Transcribe every line exactly and omit anything that is a picture.

### Dataset section
[start]

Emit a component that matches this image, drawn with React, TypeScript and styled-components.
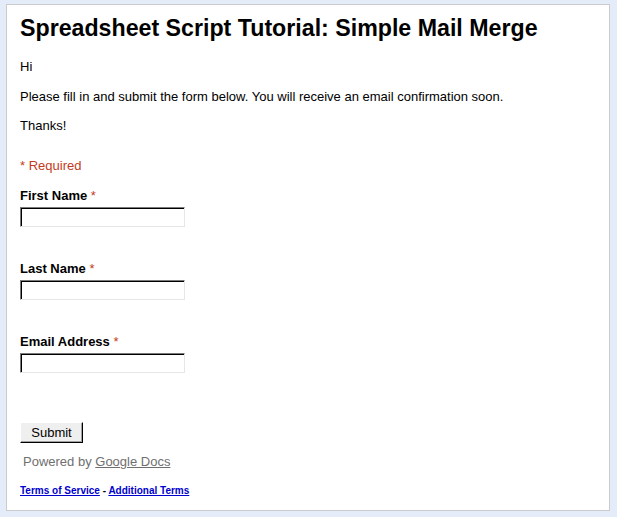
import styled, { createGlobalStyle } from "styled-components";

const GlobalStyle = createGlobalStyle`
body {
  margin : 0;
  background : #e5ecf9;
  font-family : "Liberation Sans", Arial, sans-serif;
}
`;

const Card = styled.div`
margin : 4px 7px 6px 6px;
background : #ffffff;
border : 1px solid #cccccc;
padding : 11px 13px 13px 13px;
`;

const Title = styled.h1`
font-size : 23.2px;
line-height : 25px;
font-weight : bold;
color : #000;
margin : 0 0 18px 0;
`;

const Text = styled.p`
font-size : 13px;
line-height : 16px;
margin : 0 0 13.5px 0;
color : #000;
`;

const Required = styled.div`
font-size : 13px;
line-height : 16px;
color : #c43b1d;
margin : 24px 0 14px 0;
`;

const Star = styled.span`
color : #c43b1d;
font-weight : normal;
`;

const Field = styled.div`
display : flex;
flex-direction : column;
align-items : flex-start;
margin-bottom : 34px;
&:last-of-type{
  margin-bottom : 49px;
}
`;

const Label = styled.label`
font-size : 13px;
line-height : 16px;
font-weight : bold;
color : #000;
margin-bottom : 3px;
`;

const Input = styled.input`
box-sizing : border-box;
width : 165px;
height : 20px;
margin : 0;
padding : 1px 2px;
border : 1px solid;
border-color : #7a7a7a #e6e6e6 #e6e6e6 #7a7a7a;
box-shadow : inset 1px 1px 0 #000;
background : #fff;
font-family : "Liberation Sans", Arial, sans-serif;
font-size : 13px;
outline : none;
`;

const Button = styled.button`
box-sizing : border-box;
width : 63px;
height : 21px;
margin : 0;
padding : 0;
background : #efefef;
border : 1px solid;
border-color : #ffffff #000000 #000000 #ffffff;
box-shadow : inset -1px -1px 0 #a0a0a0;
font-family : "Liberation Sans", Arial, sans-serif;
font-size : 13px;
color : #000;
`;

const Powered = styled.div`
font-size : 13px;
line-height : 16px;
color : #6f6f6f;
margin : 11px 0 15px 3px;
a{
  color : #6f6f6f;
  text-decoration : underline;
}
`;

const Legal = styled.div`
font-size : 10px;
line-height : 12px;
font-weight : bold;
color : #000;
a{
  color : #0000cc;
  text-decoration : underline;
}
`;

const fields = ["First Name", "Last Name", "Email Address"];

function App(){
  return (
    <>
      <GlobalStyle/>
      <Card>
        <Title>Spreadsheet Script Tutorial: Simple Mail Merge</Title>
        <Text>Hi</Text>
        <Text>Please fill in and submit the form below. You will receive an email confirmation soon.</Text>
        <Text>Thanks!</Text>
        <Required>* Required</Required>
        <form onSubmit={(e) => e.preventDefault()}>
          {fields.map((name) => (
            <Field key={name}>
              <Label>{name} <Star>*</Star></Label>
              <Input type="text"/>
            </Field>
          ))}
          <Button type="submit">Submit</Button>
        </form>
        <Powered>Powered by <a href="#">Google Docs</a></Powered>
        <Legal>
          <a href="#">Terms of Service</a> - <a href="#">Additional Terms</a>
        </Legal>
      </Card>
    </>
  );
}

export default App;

[end]

### Problem solution
Emit a component that matches this image, drawn with React, TypeScript and styled-components.
import styled, { createGlobalStyle } from "styled-components";

const GlobalStyle = createGlobalStyle`
body {
  margin : 0;
  background : #e5ecf9;
  font-family : "Liberation Sans", Arial, sans-serif;
}
`;

const Card = styled.div`
margin : 4px 7px 6px 6px;
background : #ffffff;
border : 1px solid #cccccc;
padding : 11px 13px 13px 13px;
`;

const Title = styled.h1`
font-size : 23.2px;
line-height : 25px;
font-weight : bold;
color : #000;
margin : 0 0 18px 0;
`;

const Text = styled.p`
font-size : 13px;
line-height : 16px;
margin : 0 0 13.5px 0;
color : #000;
`;

const Required = styled.div`
font-size : 13px;
line-height : 16px;
color : #c43b1d;
margin : 24px 0 14px 0;
`;

const Star = styled.span`
color : #c43b1d;
font-weight : normal;
`;

const Field = styled.div`
display : flex;
flex-direction : column;
align-items : flex-start;
margin-bottom : 34px;
&:last-of-type{
  margin-bottom : 49px;
}
`;

const Label = styled.label`
font-size : 13px;
line-height : 16px;
font-weight : bold;
color : #000;
margin-bottom : 3px;
`;

const Input = styled.input`
box-sizing : border-box;
width : 165px;
height : 20px;
margin : 0;
padding : 1px 2px;
border : 1px solid;
border-color : #7a7a7a #e6e6e6 #e6e6e6 #7a7a7a;
box-shadow : inset 1px 1px 0 #000;
background : #fff;
font-family : "Liberation Sans", Arial, sans-serif;
font-size : 13px;
outline : none;
`;

const Button = styled.button`
box-sizing : border-box;
width : 63px;
height : 21px;
margin : 0;
padding : 0;
background : #efefef;
border : 1px solid;
border-color : #ffffff #000000 #000000 #ffffff;
box-shadow : inset -1px -1px 0 #a0a0a0;
font-family : "Liberation Sans", Arial, sans-serif;
font-size : 13px;
color : #000;
`;

const Powered = styled.div`
font-size : 13px;
line-height : 16px;
color : #6f6f6f;
margin : 11px 0 15px 3px;
a{
  color : #6f6f6f;
  text-decoration : underline;
}
`;

const Legal = styled.div`
font-size : 10px;
line-height : 12px;
font-weight : bold;
color : #000;
a{
  color : #0000cc;
  text-decoration : underline;
}
`;

const fields = ["First Name", "Last Name", "Email Address"];

function App(){
  return (
    <>
      <GlobalStyle/>
      <Card>
        <Title>Spreadsheet Script Tutorial: Simple Mail Merge</Title>
        <Text>Hi</Text>
        <Text>Please fill in and submit the form below. You will receive an email confirmation soon.</Text>
        <Text>Thanks!</Text>
        <Required>* Required</Required>
        <form onSubmit={(e) => e.preventDefault()}>
          {fields.map((name) => (
            <Field key={name}>
              <Label>{name} <Star>*</Star></Label>
              <Input type="text"/>
            </Field>
          ))}
          <Button type="submit">Submit</Button>
        </form>
        <Powered>Powered by <a href="#">Google Docs</a></Powered>
        <Legal>
          <a href="#">Terms of Service</a> - <a href="#">Additional Terms</a>
        </Legal>
      </Card>
    </>
  );
}

export default App;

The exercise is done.